For a girl who got through college on an honors scholarship, a teacher’s pet and chronic overachiever, being laid off was unthinkable. I spent hours at the Kinko’s on Sloat, copying my resume over and over. I sent out hundreds. But all over the city, all over the Bay Area, there were thousands of people like me, and we were all desperately applying for the same job.

I finally took a temp job as a secretary for a scary non-profit organization. And got laid off. I landed a job at an online radio station that I was completely overqualified for. They offered me much less than my old salary. I took it without blinking. I showed up for my first day of work and the doors were locked. Another dot com, bankrupt.

Every rejection, every defeat, just pushed me further into panicky blackness. I couldn’t think. I couldn’t write. And I certainly couldn’t get up onstage.

It’s been almost five years now since we first arrived and I’ve had the same job for two years. I started writing for myself again and making plans and working on projects and shooting cinepoems. But I still didn’t get back onstage. I visited the Berkeley Poetry Slam last fall, the one at the Starry Plough on Shattuck. I knew I could write circles around most of the poets who performed, but I didn’t sign up. I even told the host that I used to slam at the Green Mill. He got all excited and told me to come back. It took me six months.

When I finally returned, I got there early. I was the first person to sign my name on the list of readers. But they do a lottery at the Berkeley Slam. They pull your name from a hat, and they didn’t pull mine. So I sat there all night with a fistful of poems and a head full of adrenaline, and I didn’t get onstage.

But since that one wasn’t for lack of trying on my part, I just got more determined. And when I heard that local heroine Daphne Gottlieb (who kindly met me for drinks a coupla weeks ago, thanks, Daphne!) was reading at an open mic in the Castro, well, that was it.

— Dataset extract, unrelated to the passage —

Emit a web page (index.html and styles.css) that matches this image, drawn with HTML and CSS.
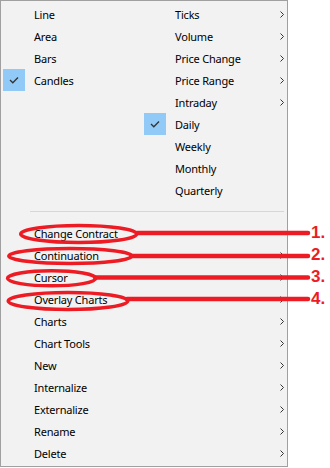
FILE: index.html
```html
<!DOCTYPE html>
<html lang="en">
<head>
  <meta charset="UTF-8">
  <title>Chart menu</title>
  <link rel="stylesheet" href="styles.css">
</head>
<body>

<div class="page">
  <div class="menu">
    <div class="cols">
      <ul class="col">
        <li class="item"><span class="check"></span><span class="label">Line</span></li>
        <li class="item"><span class="check"></span><span class="label">Area</span></li>
        <li class="item"><span class="check"></span><span class="label">Bars</span></li>
        <li class="item checked"><span class="check"><svg width="10" height="8" viewBox="0 0 10 8"><path d="M1 4 L3.8 6.8 L9 1.5" fill="none" stroke="#333" stroke-width="1.3"/></svg></span><span class="label">Candles</span></li>
      </ul>
      <ul class="col">
        <li class="item sub"><span class="check"></span><span class="label">Ticks</span><svg class="arrow" width="4" height="7" viewBox="0 0 4 7"><path d="M0.5 0.5 L3.5 3.5 L0.5 6.5" fill="none" stroke="#333" stroke-width="1"/></svg></li>
        <li class="item sub"><span class="check"></span><span class="label">Volume</span><svg class="arrow" width="4" height="7" viewBox="0 0 4 7"><path d="M0.5 0.5 L3.5 3.5 L0.5 6.5" fill="none" stroke="#333" stroke-width="1"/></svg></li>
        <li class="item sub"><span class="check"></span><span class="label">Price Change</span><svg class="arrow" width="4" height="7" viewBox="0 0 4 7"><path d="M0.5 0.5 L3.5 3.5 L0.5 6.5" fill="none" stroke="#333" stroke-width="1"/></svg></li>
        <li class="item sub"><span class="check"></span><span class="label">Price Range</span><svg class="arrow" width="4" height="7" viewBox="0 0 4 7"><path d="M0.5 0.5 L3.5 3.5 L0.5 6.5" fill="none" stroke="#333" stroke-width="1"/></svg></li>
        <li class="item sub"><span class="check"></span><span class="label">Intraday</span><svg class="arrow" width="4" height="7" viewBox="0 0 4 7"><path d="M0.5 0.5 L3.5 3.5 L0.5 6.5" fill="none" stroke="#333" stroke-width="1"/></svg></li>
        <li class="item checked"><span class="check"><svg width="10" height="8" viewBox="0 0 10 8"><path d="M1 4 L3.8 6.8 L9 1.5" fill="none" stroke="#333" stroke-width="1.3"/></svg></span><span class="label">Daily</span></li>
        <li class="item"><span class="check"></span><span class="label">Weekly</span></li>
        <li class="item"><span class="check"></span><span class="label">Monthly</span></li>
        <li class="item"><span class="check"></span><span class="label">Quarterly</span></li>
      </ul>
    </div>

    <div class="sep"></div>

    <ul class="list">
      <li class="item"><span class="check"></span><span class="label">Change Contract</span></li>
      <li class="item sub"><span class="check"></span><span class="label">Continuation</span><svg class="arrow" width="4" height="7" viewBox="0 0 4 7"><path d="M0.5 0.5 L3.5 3.5 L0.5 6.5" fill="none" stroke="#333" stroke-width="1"/></svg></li>
      <li class="item sub"><span class="check"></span><span class="label">Cursor</span><svg class="arrow" width="4" height="7" viewBox="0 0 4 7"><path d="M0.5 0.5 L3.5 3.5 L0.5 6.5" fill="none" stroke="#333" stroke-width="1"/></svg></li>
      <li class="item sub"><span class="check"></span><span class="label">Overlay Charts</span><svg class="arrow" width="4" height="7" viewBox="0 0 4 7"><path d="M0.5 0.5 L3.5 3.5 L0.5 6.5" fill="none" stroke="#333" stroke-width="1"/></svg></li>
      <li class="item sub"><span class="check"></span><span class="label">Charts</span><svg class="arrow" width="4" height="7" viewBox="0 0 4 7"><path d="M0.5 0.5 L3.5 3.5 L0.5 6.5" fill="none" stroke="#333" stroke-width="1"/></svg></li>
      <li class="item sub"><span class="check"></span><span class="label">Chart Tools</span><svg class="arrow" width="4" height="7" viewBox="0 0 4 7"><path d="M0.5 0.5 L3.5 3.5 L0.5 6.5" fill="none" stroke="#333" stroke-width="1"/></svg></li>
      <li class="item sub"><span class="check"></span><span class="label">New</span><svg class="arrow" width="4" height="7" viewBox="0 0 4 7"><path d="M0.5 0.5 L3.5 3.5 L0.5 6.5" fill="none" stroke="#333" stroke-width="1"/></svg></li>
      <li class="item sub"><span class="check"></span><span class="label">Internalize</span><svg class="arrow" width="4" height="7" viewBox="0 0 4 7"><path d="M0.5 0.5 L3.5 3.5 L0.5 6.5" fill="none" stroke="#333" stroke-width="1"/></svg></li>
      <li class="item sub"><span class="check"></span><span class="label">Externalize</span><svg class="arrow" width="4" height="7" viewBox="0 0 4 7"><path d="M0.5 0.5 L3.5 3.5 L0.5 6.5" fill="none" stroke="#333" stroke-width="1"/></svg></li>
      <li class="item sub"><span class="check"></span><span class="label">Rename</span><svg class="arrow" width="4" height="7" viewBox="0 0 4 7"><path d="M0.5 0.5 L3.5 3.5 L0.5 6.5" fill="none" stroke="#333" stroke-width="1"/></svg></li>
      <li class="item sub"><span class="check"></span><span class="label">Delete</span><svg class="arrow" width="4" height="7" viewBox="0 0 4 7"><path d="M0.5 0.5 L3.5 3.5 L0.5 6.5" fill="none" stroke="#333" stroke-width="1"/></svg></li>
    </ul>
  </div>

  <!-- red callouts drawn over the menu -->
  <svg class="marks" width="330" height="468" viewBox="0 0 330 468">
    <g fill="none" stroke="#ed1c24" stroke-width="3.5">
      <ellipse cx="78.7" cy="234" rx="58" ry="8.5"/>
      <ellipse cx="70.3" cy="256" rx="61.5" ry="7.5"/>
      <ellipse cx="51.7" cy="278.3" rx="44.2" ry="7.5"/>
      <ellipse cx="68" cy="301" rx="59.8" ry="8.5"/>
    </g>
    <g stroke="#ed1c24" stroke-width="4.5" stroke-linecap="round">
      <line x1="137" y1="233" x2="308" y2="233"/>
      <line x1="131" y1="256" x2="308" y2="256"/>
      <line x1="95" y1="277.5" x2="308" y2="277.5"/>
      <line x1="127" y1="299" x2="308" y2="299"/>
    </g>
    <g class="num" fill="#ed1c24">
      <text x="311" y="238">1.</text>
      <text x="311" y="260">2.</text>
      <text x="311" y="282">3.</text>
      <text x="311" y="304">4.</text>
    </g>
  </svg>
</div>

</body>
</html>
```

FILE: styles.css
```css
* {
  box-sizing: border-box;
}

html, body {
  margin: 0;
  padding: 0;
  background-color: #ffffff;
}

.page {
  position: relative;
  width: 330px;
  height: 468px;
}

.menu {
  width: 288px;
  border: 1px solid #a0a0a0;
  background-color: #f2f2f2;
  padding: 2px 0;
  font-family: "Noto Sans", sans-serif;
  font-size: 11px;
  letter-spacing: -0.2px;
  color: #000;
}

.cols {
  display: grid;
  grid-template-columns: 141px 1fr;
}

ul {
  list-style: none;
  margin: 0;
  padding: 0;
}

.item {
  display: flex;
  align-items: center;
  height: 22px;
  padding: 0 3px 0 2px;
}

.check {
  width: 22px;
  height: 22px;
  margin-right: 9px;
  display: flex;
  justify-content: center;
  align-items: center;
  flex: none;
}

.item.checked .check {
  background-color: #91c9f7;
}

.label {
  flex: 1;
  white-space: nowrap;
}

.arrow {
  flex: none;
  display: block;
}

.sep {
  height: 1px;
  background-color: #d7d7d7;
  margin: 10px 3px 10px 29px;
}

.marks {
  position: absolute;
  top: 0;
  left: 0;
  pointer-events: none;
}

.num text {
  font-family: "Liberation Sans", Arial, sans-serif;
  font-weight: bold;
  font-size: 17px;
}
```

I got to SMACKdab early last night. I signed my name at lucky #7. The fabulous Kirk Read was all smiles with his pink feather boa and made me feel right at home, even though I was the only straight person in the room. Way I figure it, there’s no better place for your poetic coming-out than at a gay men’s community center. And I was right.

The audience was warm, respectful and appreciative and my fellow performers were by turns adorable, hilarious and brilliant. (Some unintentionally so.) So, after 5 long years, I consider the cherry re-popped and I’m eagerly anticipating my next microphone.

Although this isn’t the poem I read last night (I’m saving that one ‘cuz she’s extra-special), this is a poem that I wrote shortly after the whole shock treatment of being laid off finally started to wear off. I actually wrote it at the request of Wil Foster (of Sheltershed), who sent me some music tracks from his “International Plastic” album that he wanted me to write poetry for. The track I wrote this poem for was called “Dreams”. (You can listen to the finished version in The Library.)

Here it is in print:

I am living in a dream
with skin on.
Vision formed of things to touch,
things to see.
And it is much more complicated now.

Once it was a someday thing.
(wish i may, wish i might)
But now it’s real and I am here.
(look and touch, taste and see)

What do you do
when the dream comes alive?
When the white statue breathes
and the marble flesh grows warm.
(does it come alive just in time to die)

Step down from the pedestal now.
Draw a deep newborn breath
and leave perfection far behind.
To be flawless is a dreamland thing.
(now we live and fall apart)

The porcelain shows pores.
The mouth opens sores.
And this is what happens
when dreams come true.

-Lo, who knows that sometimes the fantasy is better than the reality, but that doesn’t necessarily mean the fantasy is better for you.